Gray’s retort: “I might be in the minority (I’m used to that), but I think a three-spot jump for Ramirez is enormous, given who he beat. Nova is a prospect whose best wins have come against other prospects. I can’t take him over Leigh Wood, who has scored back-to-back knockouts over Xu Can and Michael Conlan, both as underdog. I agree with Anson in that the uber-talented Ramirez is the future at featherweight, but there’s no need to rush this. Let’s see the results first.
“Bottom half: 6. Wood 7. Martinez 8. Ramirez 9. Russell Jr. 10. Conlan
“The difficulty we have with Russell is self-inflicted. I don’t know why he ever came back on in the first place – the guy hasn’t won a fight in two-and-a-half years. And it’s been even longer since he beat someone significant.

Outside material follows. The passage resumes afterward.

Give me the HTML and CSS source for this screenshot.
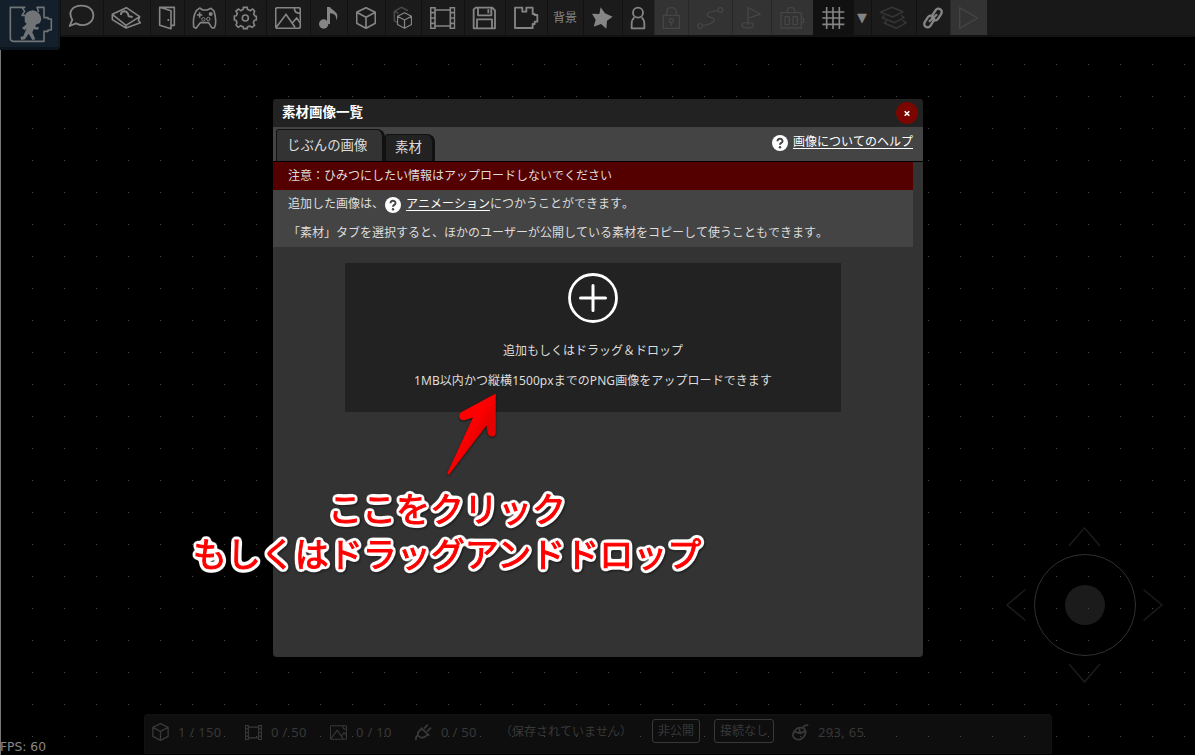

I get that he was injured – and he was clever and brave against Magsayo – but one hard training camp a year for SEVEN YEARS likely put him at a higher risk of injury than his more active counterparts.”
Bantamweight – Alejandro Santiago remains at No. 8 following a seventh-round stoppage of unrated veteran Antonio Nieves.
Junior bantamweight – Former flyweight titleholder Junto Nakatani enters at No. 7 following a competitive unanimous decision over veteran contender Francisco Rodriguez Jr., who drops to No. 10.
“Junto Nakatani made his debut at 115 with a workmanlike performance to beat Francisco Rodriguez Jr. A really good learning curve,” said Wainwright.
Flyweight – Nakatani exits the rankings. Japanese national champ Seigo Yuri Akui (17-2-1, 11 KOs) enters at No. 10.
“Taku Kuwahara scored an impressive 12-round unanimous decision over Giemel Magramo,” noted Wainwright. “This win puts Kuwahara in the 11-15 range.”
Junior flyweight – Teraji is the new Ring champion. Kyoguchi drops to No. 2. Jonathan Gonzalez advances to No. 1 following a unanimous decision over Shokichi Iwata, who remains at No. 10.
“Gonzalez impressively retained his WBO title against Iwata,” noted Wainwright. “Gonzalez to No. 1 and Iwata to stay at No. 10 after a solid effort.
Strawweight – Wilfredo Mendez remains at No. 5 following a 10-round decision over unrated Moises Caro.